Within the construction industry, BIM is a topic of much confusion and misunderstanding. There have been many articles and blogs written about BIM which never really answer the question: What is BIM? Over the course of this article IKO Technical advisor Hema Mistry will endeavor to explain what BIM is and how to approach the subject of implementing BIM into the work place.
BIM is a collaborative way of working, underpinned by the digital technologies which unlock more efficient methods of designing, creating and maintaining assets. BIM embeds key product and asset data within a 3-dimensinal model that can be used by all members of the industry for effective management of information throughout a project lifecycle.
1. Putting the case for BIM
No process of change management is without its risks – understanding and mitigating these is therefore an essential precursor to developing a business case for BIM implementation – BIM Execution Plan. This document should crystallise why you want to implement BIM in your business with a focus on clear, measurable outcomes.
2. Assessing the changes
With a clear plan about what you’re hoping to achieve you can start to focus on researching and assessing what you actually have to do to realize it. Changes will likely be needed when it comes to the structure of your business as teams are adjusted to meet new demands for shareable information across the project lifecycle.

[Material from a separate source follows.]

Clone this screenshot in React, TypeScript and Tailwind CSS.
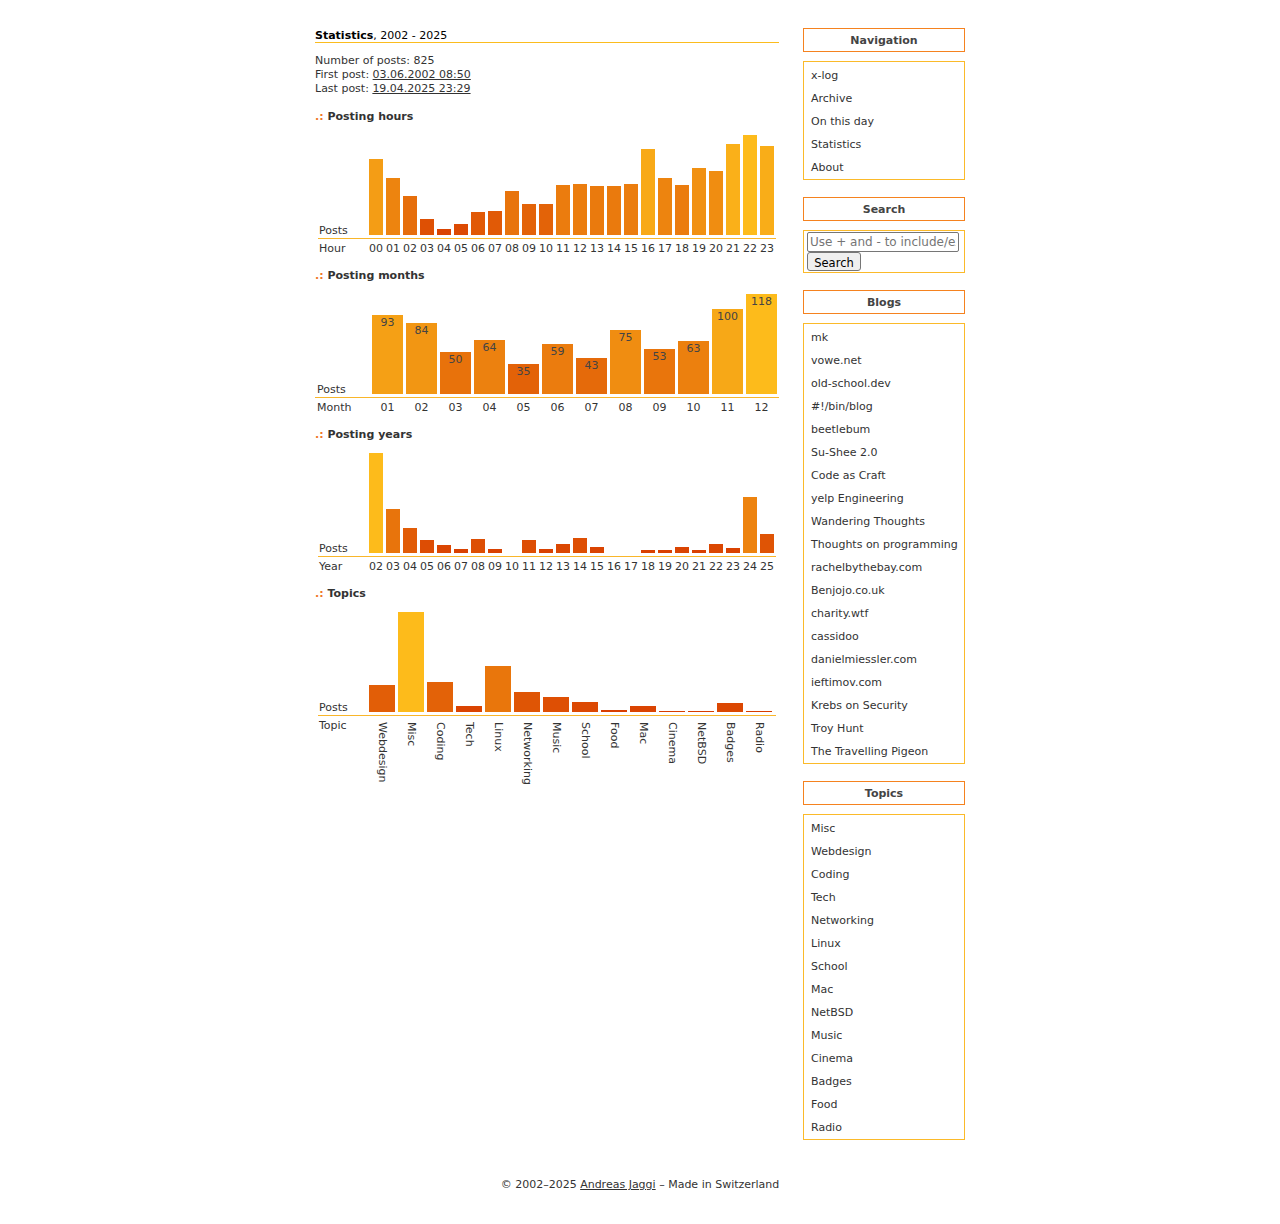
import React from 'react'

type Item = { label: string; value: number }

const LOW = [216, 60, 0]
const HIGH = [253, 187, 27]

// bar colour goes from dark orange (small) to yellow (large)
function barColor(t: number) {
  const c = LOW.map((l, i) => Math.round(l + (HIGH[i] - l) * t))
  return `rgb(${c[0]}, ${c[1]}, ${c[2]})`
}

const hours = [76, 57, 39, 16, 6, 11, 23, 24, 44, 31, 31, 50, 51, 49, 49, 51, 86, 57, 50, 67, 64, 91, 100, 89].map(
  (v, i) => ({ label: String(i).padStart(2, '0'), value: v })
)

const months = [93, 84, 50, 64, 35, 59, 43, 75, 53, 63, 100, 118].map((v, i) => ({
  label: String(i + 1).padStart(2, '0'),
  value: v,
}))

const years = [100, 44, 25, 13, 8, 4, 14, 4, 0, 13, 4, 9, 15, 6, 0, 0, 3, 3, 6, 3, 9, 5, 56, 19].map((v, i) => ({
  label: String(i + 2).padStart(2, '0'),
  value: v,
}))

const topics: Item[] = [
  ['Webdesign', 27],
  ['Misc', 100],
  ['Coding', 30],
  ['Tech', 6],
  ['Linux', 46],
  ['Networking', 20],
  ['Music', 15],
  ['School', 10],
  ['Food', 2],
  ['Mac', 6],
  ['Cinema', 1],
  ['NetBSD', 1],
  ['Badges', 9],
  ['Radio', 1],
].map(([label, value]) => ({ label: label as string, value: value as number }))

interface ChartProps {
  items: Item[]
  max: number
  axis: string
  wrapClass: string
  labelClass: string
  barClass: string
  showValues?: boolean
  vertical?: boolean
}

function Chart({ items, max, axis, wrapClass, labelClass, barClass, showValues, vertical }: ChartProps) {
  return (
    <div className={wrapClass}>
      <div className="flex h-[104px] items-end border-b border-[#f9b62a]">
        <div className={`${labelClass} shrink-0 leading-[14px]`}>Posts</div>
        <div className="flex items-end gap-[3px] pb-[3px]">
          {items.map((it) => {
            const h = Math.round((it.value / max) * 100)
            return (
              <div
                key={it.label}
                className={`${barClass} flex justify-center leading-[14px] text-[#444]`}
                style={{ height: h, backgroundColor: barColor(it.value / max) }}
              >
                {showValues && <span className="pt-px">{it.value}</span>}
              </div>
            )
          })}
        </div>
      </div>
      <div className="mt-[3px] flex leading-[14px]">
        <div className={`${labelClass} shrink-0`}>{axis}</div>
        <div className="flex gap-[3px]">
          {items.map((it) => (
            <div key={it.label} className={`${barClass} flex justify-center whitespace-nowrap`}>
              {vertical ? <span className="pt-[3px] [writing-mode:vertical-rl]">{it.label}</span> : it.label}
            </div>
          ))}
        </div>
      </div>
    </div>
  )
}

function Heading({ children }: { children: React.ReactNode }) {
  return (
    <h2 className="pt-px font-bold leading-[14px] text-[#333]">
      <span className="text-[#f0782a]">.:</span> {children}
    </h2>
  )
}

function SideBox({ title, children }: { title: string; children: React.ReactNode }) {
  return (
    <div className="mb-[17px]">
      <div className="flex h-[24px] items-center justify-center border border-[#f5821f] pt-[2px] font-bold text-[#444]">
        {title}
      </div>
      <div className="mt-[9px] border border-[#fbba2a] py-px">{children}</div>
    </div>
  )
}

function LinkList({ items }: { items: string[] }) {
  return (
    <ul>
      {items.map((x) => (
        <li key={x} className="h-[23px] whitespace-nowrap px-[7px] pt-[2px] leading-[21px] text-[#333]">
          {x}
        </li>
      ))}
    </ul>
  )
}

const blogs = [
  'mk',
  'vowe.net',
  'old-school.dev',
  '#!/bin/blog',
  'beetlebum',
  'Su-Shee 2.0',
  'Code as Craft',
  'yelp Engineering',
  'Wandering Thoughts',
  'Thoughts on programming',
  'rachelbythebay.com',
  'Benjojo.co.uk',
  'charity.wtf',
  'cassidoo',
  'danielmiessler.com',
  'ieftimov.com',
  'Krebs on Security',
  'Troy Hunt',
  'The Travelling Pigeon',
]

const topicLinks = [
  'Misc',
  'Webdesign',
  'Coding',
  'Tech',
  'Networking',
  'Linux',
  'School',
  'Mac',
  'NetBSD',
  'Music',
  'Cinema',
  'Badges',
  'Food',
  'Radio',
]

export default function App() {
  return (
    <div className="min-h-[1224px] bg-white pt-7 font-['DejaVu_Sans',Verdana,sans-serif] text-[11px] text-[#333]">
      <div className="mx-auto flex w-[650px] items-start gap-6">
        <main className="w-[464px] shrink-0">
          <h1 className="border-b border-[#fbbc1e] pt-[2px] leading-[12px] text-black">
            <span className="font-bold">Statistics</span>, 2002 - 2025
          </h1>

          <div className="mt-[11px] leading-[14px]">
            <div>Number of posts: 825</div>
            <div>
              First post: <a className="underline">03.06.2002 08:50</a>
            </div>
            <div>
              Last post: <a className="underline">19.04.2025 23:29</a>
            </div>
          </div>

          <div className="mt-[13px]">
            <Heading>Posting hours</Heading>
          </div>
          <div className="mt-[11px]">
            <Chart
              items={hours}
              max={100}
              axis="Hour"
              wrapClass="ml-[3px] w-[458px]"
              labelClass="w-[51px] pl-px"
              barClass="w-[14px]"
            />
          </div>

          <div className="mt-[12px]">
            <Heading>Posting months</Heading>
          </div>
          <div className="mt-[11px]">
            <Chart
              items={months}
              max={118}
              axis="Month"
              wrapClass="w-[464px]"
              labelClass="w-[57px] pl-[2px]"
              barClass="w-[31px]"
              showValues
            />
          </div>

          <div className="mt-[12px]">
            <Heading>Posting years</Heading>
          </div>
          <div className="mt-[11px]">
            <Chart
              items={years}
              max={100}
              axis="Year"
              wrapClass="ml-[3px] w-[458px]"
              labelClass="w-[51px] pl-px"
              barClass="w-[14px]"
            />
          </div>

          <div className="mt-[12px]">
            <Heading>Topics</Heading>
          </div>
          <div className="mt-[11px]">
            <Chart
              items={topics}
              max={100}
              axis="Topic"
              wrapClass="ml-[3px] w-[458px]"
              labelClass="w-[51px] pl-px"
              barClass="w-[26px]"
              vertical
            />
          </div>
        </main>

        <aside className="w-[162px] shrink-0">
          <SideBox title="Navigation">
            <LinkList items={['x-log', 'Archive', 'On this day', 'Statistics', 'About']} />
          </SideBox>

          <SideBox title="Search">
            <div className="flex flex-col items-start pl-[3px]">
              <input
                className="h-[20px] w-[152px] rounded-[2px] border border-[#767676] px-[2px] font-['DejaVu_Sans',sans-serif] text-[12px] text-black placeholder:text-[#757575]"
                placeholder="Use + and - to include/exclude"
              />
              <button className="h-[19px] w-[54px] rounded-[3px] border border-[#767676] bg-[#efefef] pt-[2px] font-['DejaVu_Sans',sans-serif] text-[11.5px] text-black">
                Search
              </button>
            </div>
          </SideBox>

          <SideBox title="Blogs">
            <LinkList items={blogs} />
          </SideBox>

          <SideBox title="Topics">
            <LinkList items={topicLinks} />
          </SideBox>
        </aside>
      </div>

      <footer className="mt-5 pt-px text-center leading-[14px]">
        © 2002–2025 <a className="underline">Andreas Jaggi</a> – Made in Switzerland
      </footer>
    </div>
  )
}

3. Developing a strategic plan
With a clearer understanding of the way ahead come the practicalities of developing a comprehensive roadmap through strategic planning. How much will it all cost? One of the most commonly talked about topics to do with BIM is software and how to choose the right software. The choice ultimately comes down to the research.
4. Making change happen
It is the BIM Execution Plan that will set out how your project will be run and how the required information will be documented with reference to a raft of appropriate standards. With the plan codified its then up to you to determine where it should be implemented – across a range of test projects or phased across the business or in line with a specific goal or objective?